Ciara singles chronology
| "1, 2 Step" (2004) | "Oh" (2005) | "Lose Control" (2005) |

Ludacris singles chronology
| "Number One Spot" (2005) | "Oh" (2005) | "The Potion" (2005) |

Music video
- "Oh" on YouTube

= Oh (Ciara song) =

2005 song by Ciara

"Oh" is a song by American singer, Ciara who wrote the song with Ludacris (who features on the song), Andre Harris, and Vidal Davis. "Oh" was produced by Harris and Davis, who work as Dre & Vidal. The song was released on March 1, 2005, as the third single from her debut album, Goodies. The downtempo R&B song features hip-hop elements and a heavy bassline, and can be seen as an anthem to her hometown, Atlanta, Georgia. Ciara sings about the many things the city has to offer, while Ludacris raps the third verse.
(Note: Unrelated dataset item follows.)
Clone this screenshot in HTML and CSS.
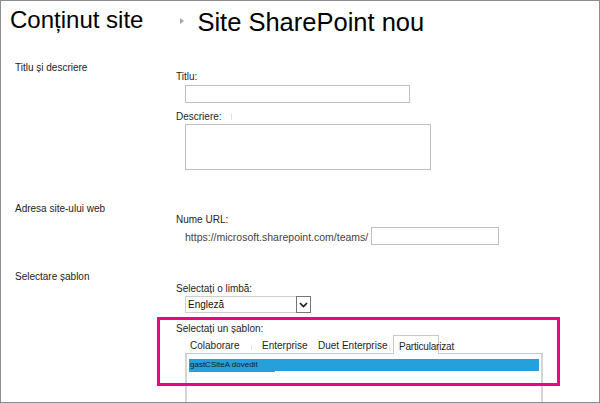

The song was well received by music critics, who praised the song's beat, specifically noting its radio-friendliness. It won an award at the 2006 ASCAP Awards for Most Performed Songs with the two previous singles from Goodies, "Goodies" featuring Petey Pablo and "1, 2 Step" featuring Missy Elliott. The song also took home the award for Choice Music Make-Out Song at the 2005 Teen Choice Awards and for Coolest Collabo at the 2006 Vibe Awards. The song was listed at number 127 on Pitchfork Media's Top 500 Songs of the 2000s. The song was placed at number 72 on Slant's The 100 Best Singles of the Aughts. It, along with other songs on Goodies, helped earn Ciara a nomination for Best New Artist at the 48th Annual Grammy Awards.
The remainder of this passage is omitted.